If I may share my blunt sentiment about this type of suggestion engine, my language would have to be more colorful than this fine publication allows me to be. Let’s just say that I am pretty far from impressed. And marketers should not even think about calling this barrage of emails “personalized.” They are much closer to spam than personalized emails, because I know this type of personalization is based on products, not people. And this so-called “machine learning” becomes nothing more than a nuisance, if the all-important human touch is missing from the equation.

Clearly, “personalization” is the buzzword du jour, actively pushing “Big Data” out of its short-lived glory. We can see that trend at conferences, marketing meetings, industry papers and blogs like this. And unlike other buzzwords that came and went in the marketing industry, I am boldly predicting that this “personalization” is here to stay for a foreseeable time. Why? Because consumers demand it, they feel that they are entitled to it, and marketers finally have the technology and data at their command to do it. But alas, only if they do it right. Unfortunately, I see a lot of marketers – even so-called leading online marketers – just personally annoying the heck out of their customers. As a result, it is very difficult to find good success stories about personalization. This, even as everyone demands case studies (as if they won’t commit to it, unless others succeed in that endeavor first).

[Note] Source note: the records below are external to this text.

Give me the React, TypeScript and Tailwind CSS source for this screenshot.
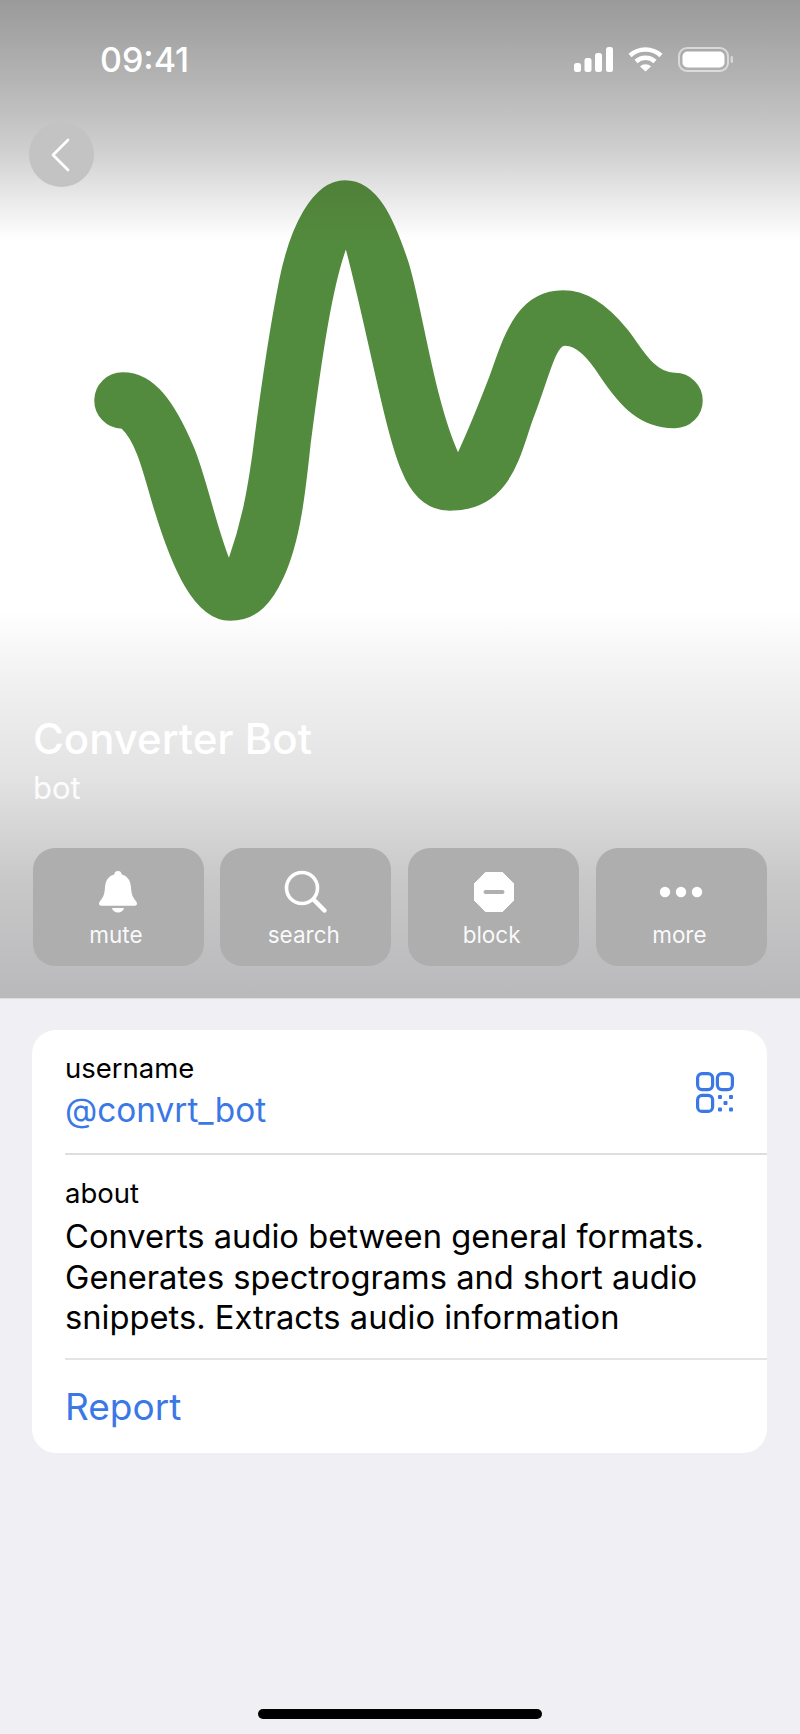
const waveD =
  "M122 428A27.500 27.500 0 0 1 123 373" +
  "C155 373 175 405 193 447C205 475 215 525 229 560" +
  "C243 520 248 490 253 455C260 400 270 330 280 280C290 230 312 181 345 181" +
  "C378 181 394 222 407 260C420 298 433 400 458 454" +
  "C470 428 480 403 490 377C503 342 515 291 563 291" +
  "C585 291 605 303 627 330C640 346 653 374 675 373.500" +
  "A27 27 0 0 1 675 427.500" +
  "C640 428 620 405 600 375C588 357 577 345 565 345" +
  "C555 345 549 375 533 417C520 451 512 510 450 510" +
  "C428 510 412 495 402 470C385 430 368 330 346 247" +
  "C332 285 322 350 310 443C305 490 300 540 283 577" +
  "C272 601 258 620 230 620C195 620 172 570 150 493" +
  "C142 465 135 440 122 428Z";

function Bell() {
  return (
    <svg width="38" height="42" viewBox="0 0 38 42" fill="#fff">
      <path d="M19 0c2.400 0 3.600 1.600 3.800 3.600C29 5.300 31.600 10.400 32 16.500c.4 6.500 1.600 9.500 4.700 13.300 1 1.300 1.300 2.200 1.300 3 0 1.200-.9 2-2.300 2H2.300C.9 34.800 0 34 0 32.800c0-.8.300-1.700 1.300-3C4.400 26 5.600 23 6 16.500 6.400 10.400 9 5.300 15.200 3.600 15.400 1.600 16.600 0 19 0Z" />
      <path d="M13 37h12c-.6 2.800-3 4.500-6 4.500S13.600 39.800 13 37Z" />
    </svg>
  );
}

function Search() {
  return (
    <svg width="44" height="44" viewBox="0 0 44 44" fill="none" stroke="#fff" strokeWidth="3.600" strokeLinecap="round">
      <circle cx="18" cy="18" r="15.500" />
      <path d="M30 30 40.500 40.500" strokeWidth="4.500" />
    </svg>
  );
}

function Block() {
  return (
    <svg width="40" height="40" viewBox="0 0 40 40">
      <path d="M12 0h16l12 12v16L28 40H12L0 28V12Z" fill="#fff" stroke="#fff" strokeLinejoin="round" />
      <rect x="9.500" y="18" width="21" height="4" rx="2" fill="#b0b0b1" />
    </svg>
  );
}

function More() {
  return (
    <svg width="44" height="12" viewBox="0 0 44 12" fill="#fff">
      <circle cx="6" cy="6" r="5.200" />
      <circle cx="22" cy="6" r="5.200" />
      <circle cx="38" cy="6" r="5.200" />
    </svg>
  );
}

function Action({ icon, label }: { icon: React.ReactNode; label: string }) {
  return (
    <div className="flex h-[118px] w-[171px] flex-col items-center rounded-[22px] bg-[#aeaeaf]">
      <div className="mt-[22px] flex h-[43px] items-center justify-center">{icon}</div>
      <div className="mt-[8px] pr-[4px] text-[22.5px] leading-[28px] text-white/95">{label}</div>
    </div>
  );
}

function StatusIcons() {
  return (
    <div className="flex items-center">
      <svg width="39" height="25" viewBox="0 0 39 25" fill="#fff">
        <rect x="0" y="16" width="7" height="9" rx="2.500" />
        <rect x="10.500" y="11" width="7" height="14" rx="2.500" />
        <rect x="21" y="6" width="7" height="19" rx="2.500" />
        <rect x="32" y="0" width="7" height="25" rx="2.500" />
      </svg>
      <svg className="ml-[15px]" width="35" height="25" viewBox="0 0 35 25" fill="none" stroke="#fff" strokeWidth="4.500">
        <path d="M2 8.500C11 0.500 24 0.500 33 8.500" />
        <path d="M8 14.500C13.500 9.500 21.500 9.500 27 14.500" />
        <path d="M12 19.500 17.500 24.500 23 19.500C20 16.500 15 16.500 12 19.500Z" fill="#fff" stroke="none" />
      </svg>
      <svg className="ml-[15px]" width="55" height="25" viewBox="0 0 55 25" fill="none">
        <rect x="1" y="1" width="49" height="23" rx="8" stroke="#fff" strokeOpacity="0.55" strokeWidth="2" />
        <rect x="4.500" y="4.500" width="42" height="16" rx="5" fill="#fff" />
        <rect x="52.500" y="9" width="2.500" height="7" rx="1.200" fill="#fff" fillOpacity="0.5" />
      </svg>
    </div>
  );
}

function QrIcon() {
  return (
    <svg width="38" height="41" viewBox="0 0 38 41" fill="none" stroke="#3a78e6" strokeWidth="3.200">
      <rect x="1.600" y="1.600" width="15" height="16" rx="4.500" />
      <rect x="21.400" y="1.600" width="15" height="16" rx="4.500" />
      <rect x="1.600" y="23.400" width="15" height="16" rx="4.500" />
      <g fill="#3a78e6" stroke="none">
        <rect x="22" y="23" width="4" height="4" rx="1" />
        <rect x="33" y="23" width="4" height="4" rx="1" />
        <rect x="27.500" y="29" width="4" height="4" rx="1" />
        <rect x="22" y="35.500" width="4" height="4" rx="1" />
        <rect x="33" y="35.500" width="4" height="4" rx="1" />
      </g>
    </svg>
  );
}

export default function App() {
  return (
    <div
      className="flex h-[1734px] w-[800px] flex-col bg-[#efeff4] text-black"
      style={{ fontFamily: "Inter, 'Liberation Sans', sans-serif" }}
    >
      <header className="flex h-[999px] flex-col border-b border-[#dcdce0] bg-[linear-gradient(180deg,#9a9a9a_0px,#b4b4b4_80px,#cfcfcf_150px,#f2f2f2_215px,#ffffff_240px,#ffffff_610px,#f1f1f2_680px,#e2e2e3_780px,#c8c8c9_880px,#b9b9bb_999px)]">
        <div className="flex h-[122px] items-start justify-between pl-[100px] pr-[67px] pt-[47px]">
          <div className="text-[34px] font-medium leading-[25px] text-white">09:41</div>
          <StatusIcons />
        </div>
        <div className="ml-[29px] flex h-[65px] w-[65px] items-center justify-center rounded-full bg-[#c3c3c3]">
          <svg className="mr-[2px]" width="22" height="36" viewBox="0 0 22 36" fill="none" stroke="#fff" strokeWidth="2.800" strokeLinecap="round" strokeLinejoin="round">
            <path d="M18 3 3 18 18 33" />
          </svg>
        </div>
        <svg className="-mt-[7px] block overflow-visible" width="800" height="450" viewBox="0 180 800 450">
          <defs>
            <linearGradient id="waveFill" gradientUnits="userSpaceOnUse" x1="0" y1="180" x2="0" y2="245">
              <stop offset="0" stopColor="#4f8138" />
              <stop offset="1" stopColor="#538b3e" />
            </linearGradient>
          </defs>
          <path d={waveD} fill="url(#waveFill)" stroke="url(#waveFill)" strokeWidth="1.500" strokeLinejoin="round" />
        </svg>
        <div className="mt-[86px] pl-[33px] text-[42px] font-medium leading-[46px] text-white">Converter Bot</div>
        <div className="mt-[8px] pl-[33px] text-[31px] leading-[36px] text-white/90">bot</div>
        <div className="mt-[42px] flex gap-[16.8px] pl-[32.5px]">
          <Action icon={<Bell />} label="mute" />
          <Action icon={<Search />} label="search" />
          <Action icon={<Block />} label="block" />
          <Action icon={<More />} label="more" />
        </div>
      </header>

      <section className="ml-[32px] mr-[33px] mt-[31px] h-[423px] rounded-[24px] bg-white">
        <div className="ml-[33px] flex h-[125px] items-start justify-between border-b-2 border-[#dedee0] pr-[33px]">
          <div>
            <div className="mt-[22px] text-[27.5px] leading-[32px]">username</div>
            <div className="mt-[6px] text-[33.4px] leading-[40px] text-[#3a78e6]">@convrt_bot</div>
          </div>
          <div className="mt-[42px]"><QrIcon /></div>
        </div>
        <div className="ml-[33px] h-[205px] border-b-2 border-[#e4e4e6] pt-[22px]">
          <div className="text-[27.5px] leading-[32px]">about</div>
          <div className="mt-[7px] text-[32.7px] leading-[40.5px]">
            Converts audio between general formats.
            <br />
            Generates spectrograms and short audio
            <br />
            snippets. Extracts audio information
          </div>
        </div>
        <div className="ml-[33px] mt-[25px] text-[37px] leading-[44px] text-[#3a78e6]">Report</div>
      </section>

      <div className="mx-auto mb-[15px] mt-auto h-[10px] w-[284px] rounded-full bg-black" />
    </div>
  );
}
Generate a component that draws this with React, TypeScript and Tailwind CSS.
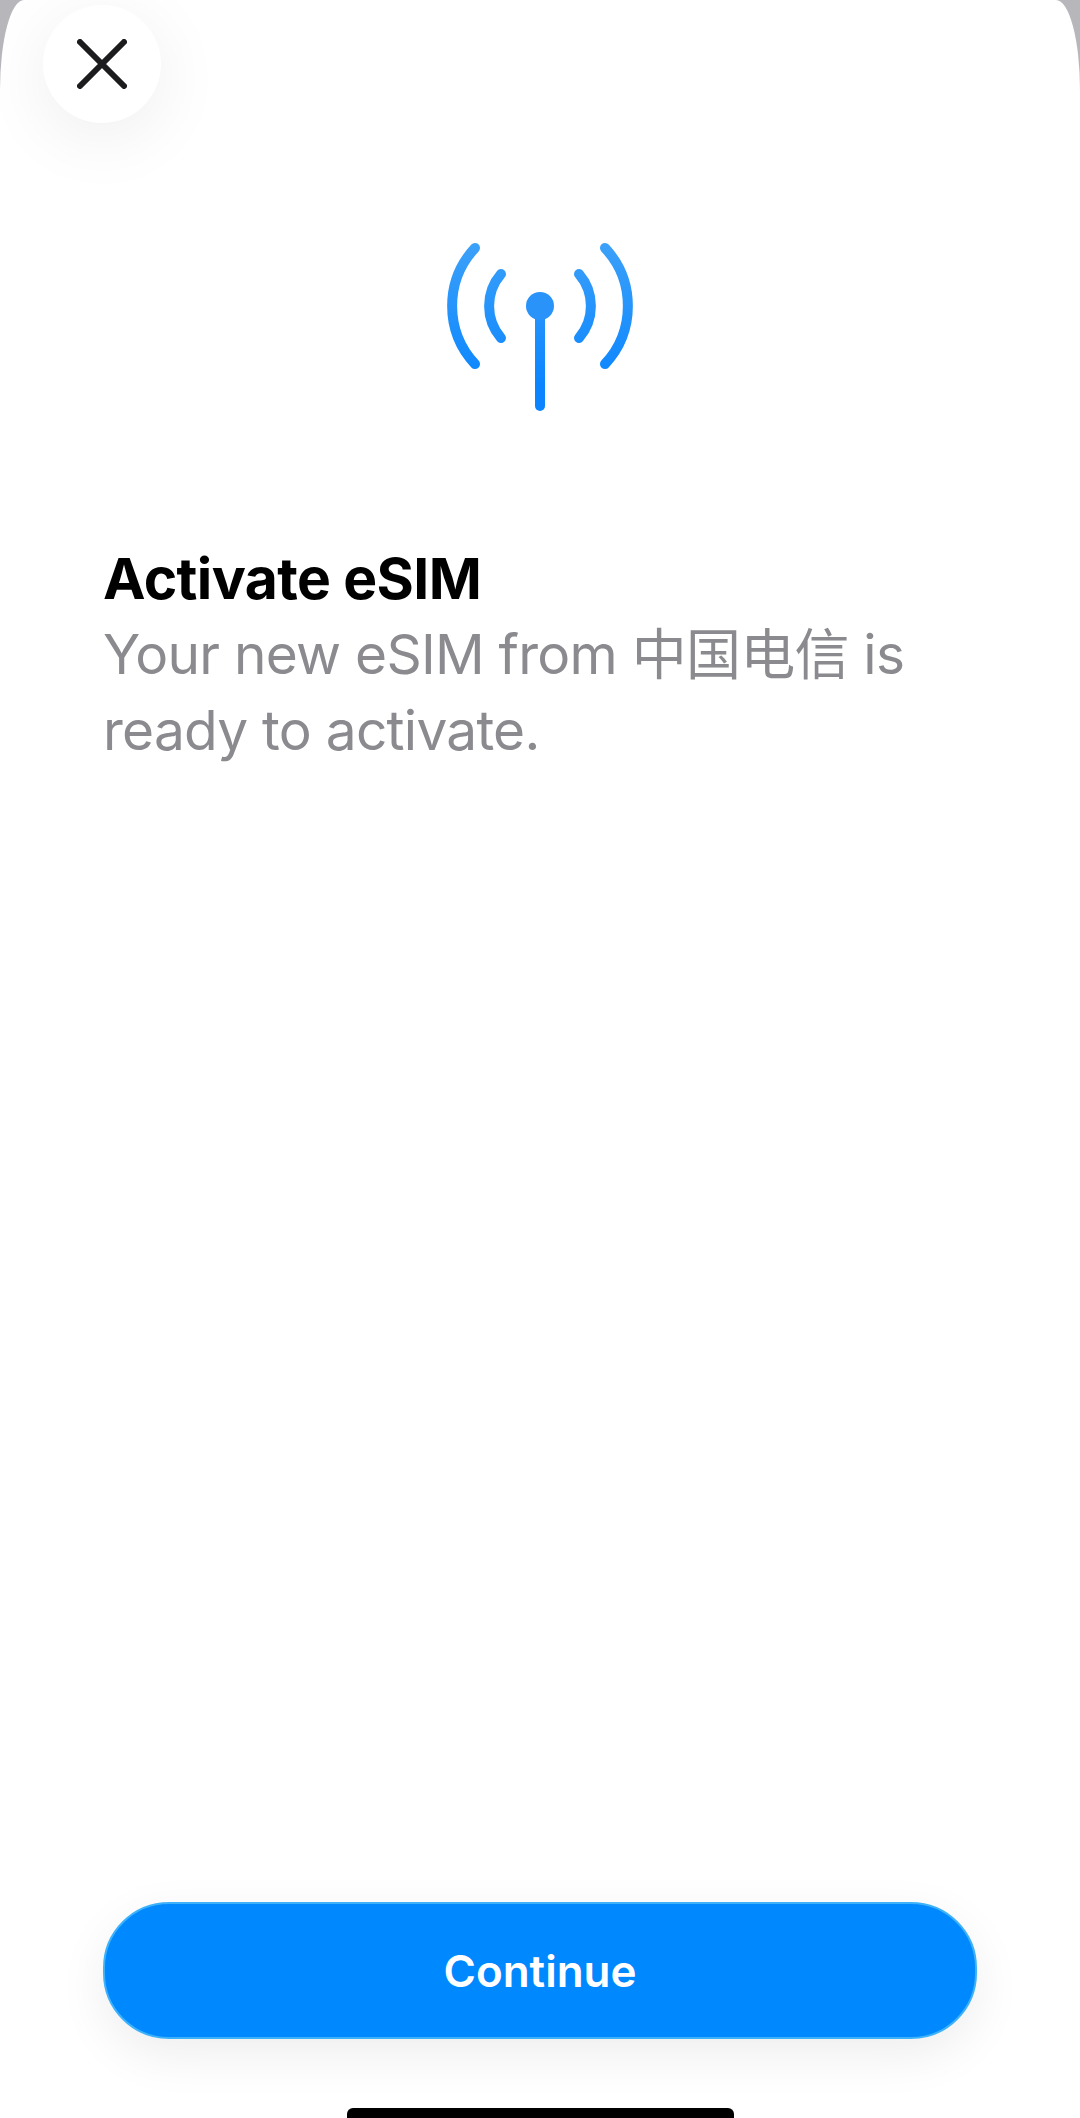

So, I ask marketers this question: Are you really committed to do it, or are you just saying that word simply because it is a new thing to do now? I ask for commitment as an organization, because doing it right requires a lot more than just purchasing a personalized engine off the shelf.

Recently, I attended an eTailer conference and happened to sit next to a digital marketer at a networking lunch (i.e., a free piece of meat with a salad). When I tried to explain what I do for personalization efforts, she stopped me and said, “Oh, personalization engines do that for us.” Really? To me, that sounds a lot like saying that coffee comes out of an espresso machine. I didn’t say anything at the time (I was busy chewing the meat), but I believe that such a myopic view is the main cause for all of those rudimentary and ineffective personalizations. For you to enjoy that cup of coffee ever so conveniently, someone had to cultivate coffee plants (I bet without any fancy hose nozzle), harvest the beans, process them, transport them, do all the paperwork to go through customs, domestically distribute them, roast them to various degrees and package them for espresso machines. Likewise, for personalization engines to function properly, incoming data must go through some serious refinement process.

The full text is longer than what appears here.